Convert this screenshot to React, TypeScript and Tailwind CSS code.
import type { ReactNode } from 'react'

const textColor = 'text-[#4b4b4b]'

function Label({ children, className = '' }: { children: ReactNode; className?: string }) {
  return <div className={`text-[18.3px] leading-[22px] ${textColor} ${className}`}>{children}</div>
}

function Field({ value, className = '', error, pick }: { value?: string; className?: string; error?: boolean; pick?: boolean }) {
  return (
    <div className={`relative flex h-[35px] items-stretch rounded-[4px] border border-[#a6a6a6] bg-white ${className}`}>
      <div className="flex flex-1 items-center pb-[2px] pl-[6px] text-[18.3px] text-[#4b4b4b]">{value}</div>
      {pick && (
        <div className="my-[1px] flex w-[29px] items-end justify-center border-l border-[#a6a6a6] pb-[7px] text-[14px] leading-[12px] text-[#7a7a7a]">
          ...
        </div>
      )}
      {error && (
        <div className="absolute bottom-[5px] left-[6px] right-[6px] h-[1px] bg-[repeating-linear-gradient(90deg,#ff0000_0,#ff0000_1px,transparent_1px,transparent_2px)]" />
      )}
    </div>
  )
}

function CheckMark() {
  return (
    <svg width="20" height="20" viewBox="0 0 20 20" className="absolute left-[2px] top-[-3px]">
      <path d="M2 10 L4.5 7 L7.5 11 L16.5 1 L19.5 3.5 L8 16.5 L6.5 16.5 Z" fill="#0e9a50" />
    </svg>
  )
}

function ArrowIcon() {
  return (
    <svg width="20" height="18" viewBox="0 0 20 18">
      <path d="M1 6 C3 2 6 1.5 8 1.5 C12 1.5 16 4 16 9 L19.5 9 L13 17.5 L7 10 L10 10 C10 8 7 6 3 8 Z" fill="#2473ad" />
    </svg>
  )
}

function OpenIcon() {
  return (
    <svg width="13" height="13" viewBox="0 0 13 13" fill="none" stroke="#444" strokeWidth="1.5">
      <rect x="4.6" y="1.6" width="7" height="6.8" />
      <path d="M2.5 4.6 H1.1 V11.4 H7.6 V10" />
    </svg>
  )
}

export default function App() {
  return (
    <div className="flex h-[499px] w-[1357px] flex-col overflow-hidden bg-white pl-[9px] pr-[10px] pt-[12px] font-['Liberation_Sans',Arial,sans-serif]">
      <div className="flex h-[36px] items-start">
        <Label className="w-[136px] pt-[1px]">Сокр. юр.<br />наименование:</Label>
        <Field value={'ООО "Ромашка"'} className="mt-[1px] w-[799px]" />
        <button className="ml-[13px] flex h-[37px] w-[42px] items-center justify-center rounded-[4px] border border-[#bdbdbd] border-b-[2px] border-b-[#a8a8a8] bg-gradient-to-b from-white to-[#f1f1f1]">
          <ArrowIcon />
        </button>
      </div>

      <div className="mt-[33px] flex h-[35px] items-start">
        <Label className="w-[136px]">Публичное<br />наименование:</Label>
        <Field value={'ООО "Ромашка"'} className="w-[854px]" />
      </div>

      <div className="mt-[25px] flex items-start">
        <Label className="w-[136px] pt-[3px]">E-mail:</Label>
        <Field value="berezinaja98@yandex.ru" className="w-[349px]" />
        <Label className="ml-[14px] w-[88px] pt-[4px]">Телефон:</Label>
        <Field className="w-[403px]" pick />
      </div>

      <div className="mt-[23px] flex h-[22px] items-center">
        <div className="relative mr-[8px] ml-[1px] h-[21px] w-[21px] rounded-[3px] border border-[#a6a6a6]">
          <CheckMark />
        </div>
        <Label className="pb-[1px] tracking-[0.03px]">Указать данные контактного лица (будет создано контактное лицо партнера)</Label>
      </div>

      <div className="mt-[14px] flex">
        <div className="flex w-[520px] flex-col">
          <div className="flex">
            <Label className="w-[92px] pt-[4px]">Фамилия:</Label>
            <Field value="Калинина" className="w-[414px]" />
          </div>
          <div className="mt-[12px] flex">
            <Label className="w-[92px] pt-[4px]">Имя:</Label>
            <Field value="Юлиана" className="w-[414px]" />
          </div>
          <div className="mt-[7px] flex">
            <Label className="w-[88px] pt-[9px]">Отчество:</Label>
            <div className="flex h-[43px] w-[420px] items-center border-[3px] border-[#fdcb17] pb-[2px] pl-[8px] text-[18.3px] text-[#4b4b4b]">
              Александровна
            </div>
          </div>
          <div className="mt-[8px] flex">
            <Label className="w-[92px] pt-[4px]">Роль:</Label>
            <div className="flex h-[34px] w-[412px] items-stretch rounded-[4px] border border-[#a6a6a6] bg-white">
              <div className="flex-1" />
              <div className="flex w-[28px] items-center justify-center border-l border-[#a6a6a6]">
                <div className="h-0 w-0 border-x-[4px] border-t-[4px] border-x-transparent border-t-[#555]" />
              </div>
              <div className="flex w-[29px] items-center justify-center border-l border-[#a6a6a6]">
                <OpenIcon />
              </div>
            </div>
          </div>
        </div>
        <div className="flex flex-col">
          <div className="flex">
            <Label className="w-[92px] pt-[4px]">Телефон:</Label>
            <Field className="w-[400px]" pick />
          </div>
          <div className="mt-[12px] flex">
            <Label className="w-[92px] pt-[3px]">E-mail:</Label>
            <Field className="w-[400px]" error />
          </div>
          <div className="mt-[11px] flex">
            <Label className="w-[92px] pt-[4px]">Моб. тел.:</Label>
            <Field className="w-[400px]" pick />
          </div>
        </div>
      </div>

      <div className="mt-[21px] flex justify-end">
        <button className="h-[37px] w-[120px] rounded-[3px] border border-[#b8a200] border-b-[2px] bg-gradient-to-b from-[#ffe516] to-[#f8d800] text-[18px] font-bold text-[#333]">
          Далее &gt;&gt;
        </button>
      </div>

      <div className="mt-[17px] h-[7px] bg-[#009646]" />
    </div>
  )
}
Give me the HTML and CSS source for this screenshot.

◆ ◆ ◆ ◆ ◆ ◆ ◆

STATED TASK:
From the first line of the records above to the line that contains "const textColor = 'text-[#4b4b4b]'", quote each line exactly.

THE OUTPUT:
Convert this screenshot to React, TypeScript and Tailwind CSS code.
import type { ReactNode } from 'react'

const textColor = 'text-[#4b4b4b]'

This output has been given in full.